Moldova is challenging the long-established wineries of the world, pushing and changing what we traditionally think of as a good wine region. This is partly down to the rich soil and the warm humid continental climate that helps create the perfect terroir for growing grape vines.
Moldovans consider wine to be in the blood of their people. They are born with wine, live with wine and die with wine.
In the 1950s and 1960s, and the stability brought by the USSR, the wine industry made a full recovery. This is testament to the strength of the wine making culture and the perfect conditions of Moldova. However, Moldova still could not easily export its products to Western Europe and the rest of the world.

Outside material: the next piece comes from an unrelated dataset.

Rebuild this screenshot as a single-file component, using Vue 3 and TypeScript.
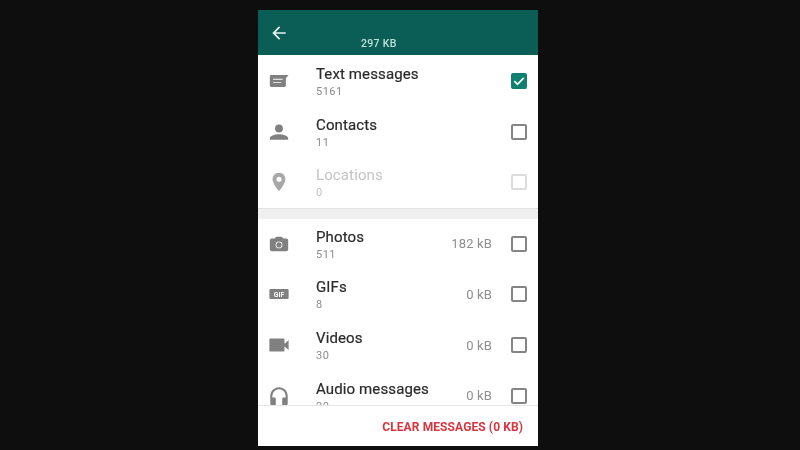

In 1991 Moldova gained its independence from Soviet Russia. Since then the now privately owned vineyards have received much in the way of investment, allowing them to flourish and evolve. This investment has attracted international winemakers who have transferred their knowledge of modern wine making processes to the vineyards of Moldova. Adopting and integrating these practices into the traditional Moldovan wine making practices, Moldovan wine is better than ever and continually improving.
Today Moldova holds a National Wine Day in early October, celebrating a fascinating history of respecting tradition and having the courage for innovation. Moldovan wine is enjoyed worldwide by people from all walks of life. Notably Queen Elizabeth II of England is a connoisseur of Moldovan wine.